In [9]: np.cumsum(tmp)
Out[9]: array([ 1.        ,  1.93303299,  2.82899145,  3.69954201,  4.55088194])

You want a leading zero, so let's prepend it:

In [11]: np.r_[0., np.cumsum(tmp)]
Out[11]: 
array([ 0.        ,  1.        ,  1.93303299,  2.82899145,  3.69954201,
        4.55088194])

Your tmp array can be constructed in one go as well:

In [12]: tmp_vec = np.power(np.arange(1, n+1) , -alpha)

In [13]: tmp_vec
Out[13]: array([ 1.        ,  0.93303299,  0.89595846,  0.87055056,  0.85133992])

Now, quick-and-dirty timings

In [14]: %%timeit 
   ....: n = 1000
   ....: tmp = [1. / (math.pow(float(i), alpha)) for i in range(1, n+1)]
   ....: zeta = reduce(lambda sums, x: sums + [sums[-1] + x], tmp, [0])
   ....: 
100 loops, best of 3: 3.16 ms per loop

In [15]: %%timeit
   ....: n = 1000
   ....: tmp_vec = np.power(np.arange(1, n+1) , -alpha)
   ....: zeta_vec = np.r_[0., np.cumsum(tmp)]
   ....: 
10000 loops, best of 3: 101 µs per loop

Now, it gets better with increasing n:

In [18]: %%timeit
n = 50000
tmp_vec = np.power(np.arange(1, n+1) , -alpha)
zeta_vec = np.r_[0, np.cumsum(tmp)]
   ....: 
100 loops, best of 3: 3.26 ms per loop

As compared to

In [19]: %%timeit 
n = 50000
tmp = [1. / (math.pow(float(i), alpha)) for i in range(1, n+1)]
zeta = reduce(lambda sums, x: sums + [sums[-1] + x], tmp, [0])
   ....: 
1 loops, best of 3: 7.01 s per loop

Down the line, the call to bisect can be replaced by np.searchsorted.

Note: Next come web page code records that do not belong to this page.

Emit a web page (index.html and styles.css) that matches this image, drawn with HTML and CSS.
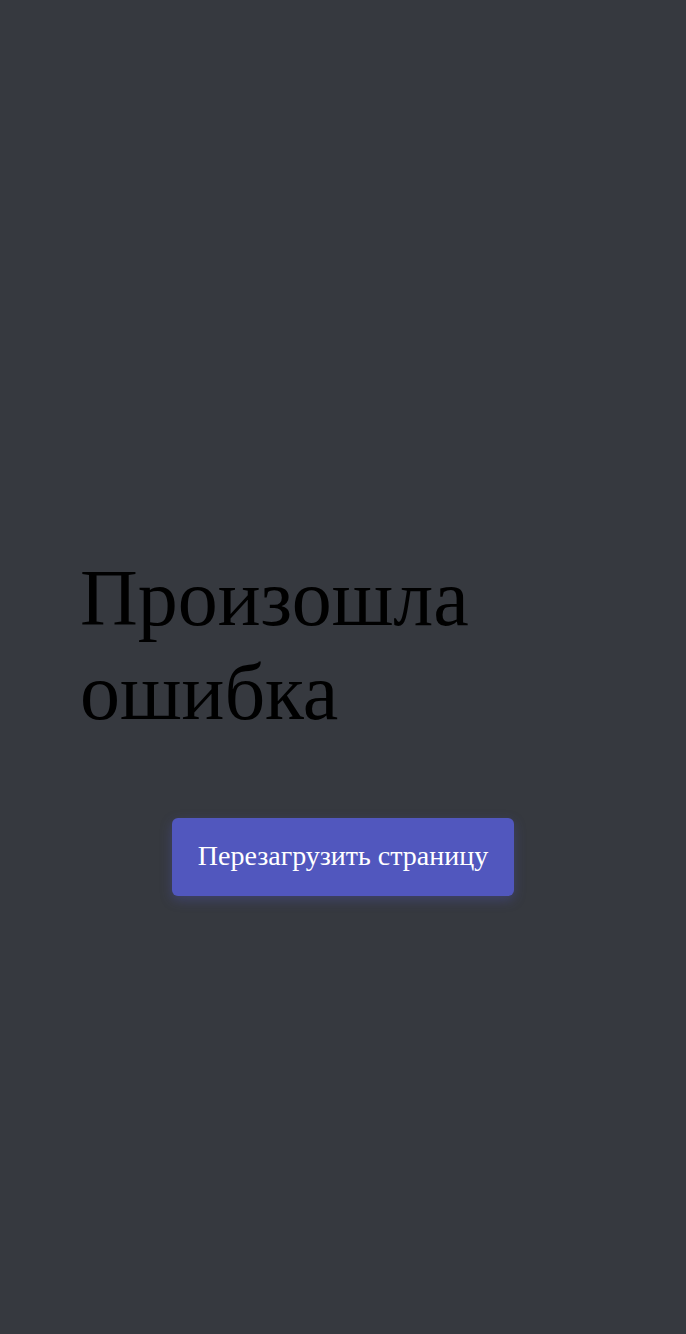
FILE: index.html
```html
<!DOCTYPE html>
<html lang="ru">
<head>
<meta charset="utf-8">
<title>Ошибка</title>
<link rel="stylesheet" href="styles.css">
</head>
<body>
<main class="error-page">
  <h1 class="error-title">Произошла ошибка</h1>
  <button class="reload-btn" type="button">Перезагрузить страницу</button>
</main>
</body>
</html>
```
FILE: styles.css
```css
html, body {
  margin: 0;
  padding: 0;
  background: #36393f;
}
body {
  font-family: "Liberation Serif", "Times New Roman", serif;
}
.error-page {
  box-sizing: border-box;
  min-height: 100vh;
  display: flex;
  flex-direction: column;
  justify-content: center;
  padding: 112px 80px 0;
}
.error-title {
  margin: 0 0 79px;
  font-size: 80px;
  font-weight: 400;
  line-height: 94px;
  color: #000;
}
.reload-btn {
  align-self: center;
  font-family: "Liberation Serif", "Times New Roman", serif;
  font-size: 28px;
  line-height: 32px;
  color: #fff;
  background: #5157be;
  border: none;
  border-radius: 6px;
  padding: 22px 26px 24px;
  box-shadow: 0 4px 12px rgba(81, 87, 190, 0.35);
  cursor: pointer;
}
```
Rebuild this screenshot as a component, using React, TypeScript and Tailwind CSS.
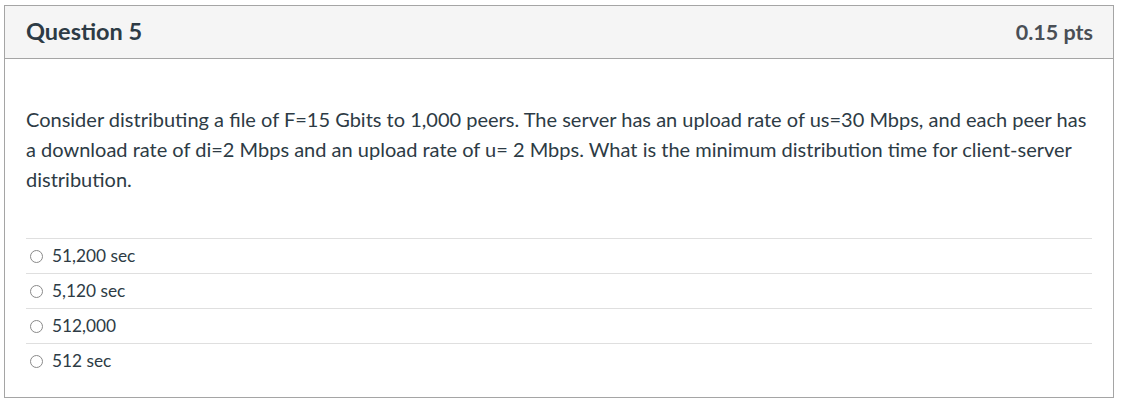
import React from "react";

const answers = ["51,200 sec", "5,120 sec", "512,000", "512 sec"];

export default function App() {
  return (
    <div className="bg-white w-[1123px] h-[404px] pt-[5px] pl-[4px]" style={{ fontFamily: "Lato, 'Liberation Sans', sans-serif" }}>
      <div className="w-[1110px] h-[393px] border border-[#a5a5a5] flex flex-col">
        <div className="h-[53px] bg-[#f5f5f5] border-b border-[#a5a5a5] flex items-center justify-between pl-[21px] pr-[20px] shrink-0">
          <div className="text-[23.5px] font-bold text-[#2d3b45]">Question 5</div>
          <div className="text-[21.5px] font-bold text-[#4a4f55]">0.15 pts</div>
        </div>
        <div className="px-[21px] pt-[45px]">
          <p className="text-[20px] leading-[30px] text-[#2d3b45]">
            Consider distributing a file of F=15 Gbits to 1,000 peers. The server has an upload rate of us=30 Mbps, and each peer has a download rate of di=2 Mbps and an upload rate of u= 2 Mbps. What is the minimum distribution time for client-server distribution.
          </p>
          <div className="mt-[44px]">
            {answers.map((a) => (
              <div key={a} className="h-[35px] border-t border-[#dfdfdf] flex items-center gap-[9px] pl-[4px] text-[17.3px] text-[#2d3b45]">
                <span className="w-[13px] h-[13px] rounded-full border border-[#8a8a8a] inline-block" />
                <span>{a}</span>
              </div>
            ))}
          </div>
        </div>
      </div>
    </div>
  );
}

EDIT: A couple of comments which are not directly relevant to the original question, and are rather based on my guesses of what can trip you down the line:

• a random generator should accept a seed. You can rely on numpy's global np.random.seed, but better make it an explicit argument defaulting to None (meaning do not seed it.)
• samples = [t-1 for t in v] is not needed, just return v-1.
• best avoid mixing camelCase and pep8_lower_case_with_underscores.
• note that this is very similar to what scipy.stats.rv_discrete is doing. If you only need sampling, you're fine. If you need a full-fledged distribution, you may look into using it.